Gerade auch in den medial ungleich stärker geprägten USA gehörte Beltings „Bild-Anthropologie“ von 2000 über Jahre hinweg zu den meistdiskutierten Werken. Mit seinem Versuch einer Anthropologie der Medien wie auch des Körpers hat er in diesem Werk die vielleicht tiefgreifendste Revision von „Understanding Media“ des kanadischen Kommunikationstheoretikers Marshall McLuhans vollzogen. Beltings Beschreibung und Auffassung von Bildern waren indes schon vorher immer körperlich-anthropologisch, was naturgemäß auch den Tod einschließt. Auch sein Buch „Faces. Eine Geschichte des Gesichts“ von 2013 bildet hierin keine Ausnahme, denn Belting zufolge erstarrt das Gesicht im Bild zur Maske, gegen die das lebendige Gesicht als Antagonist auftritt. Zu Hochzeiten der Selfie-Manie entstanden, hat dann auch die Kulturwissenschaft direkt auf das Buch reagiert.

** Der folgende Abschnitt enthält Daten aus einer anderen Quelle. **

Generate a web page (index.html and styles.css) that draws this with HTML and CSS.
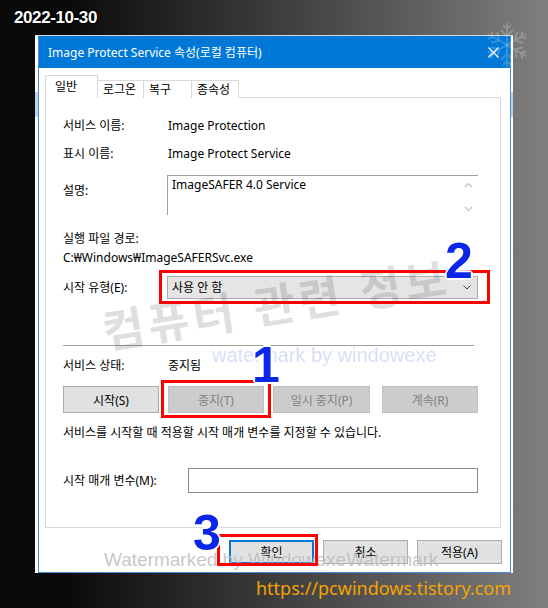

Die Liste von Beltings Auszeichnungen ist ehrfurchteinflößend. Eine ihm persönlich wichtige Ehre war die Aufnahme in den Orden Pour le Mérite 1999 sowie der „Europäische Lehrstuhl” des College de France in Paris, den er von 2002 bis 2003 als damals schon Emeritierter bekleidete und in dessen Rahmen er eine Vorlesung über die „Geschichte des Blicks” hielt, abermals eine Anthropologie. Auch die Leitung des Internationalen Forschungszentrum Kulturwissenschaften in Wien (2004-2007) – obschon nur konsequent – war ihm wichtig, gehört er doch mit Gottfried Boehm und Horst Bredekamp zu den Protagonisten einer für die Existenzbedingungen menschengemachter Bilder sensiblen Bildwissenschaft, die so immer auch zugleich Kulturwissenschaft ist. Nun ist dieser Ergründer der Bilder vom Menschen, dessen Forschung wirklich jeden etwas lehren kann, in der Nacht auf Dienstag im Alter von 87 Jahren gestorben.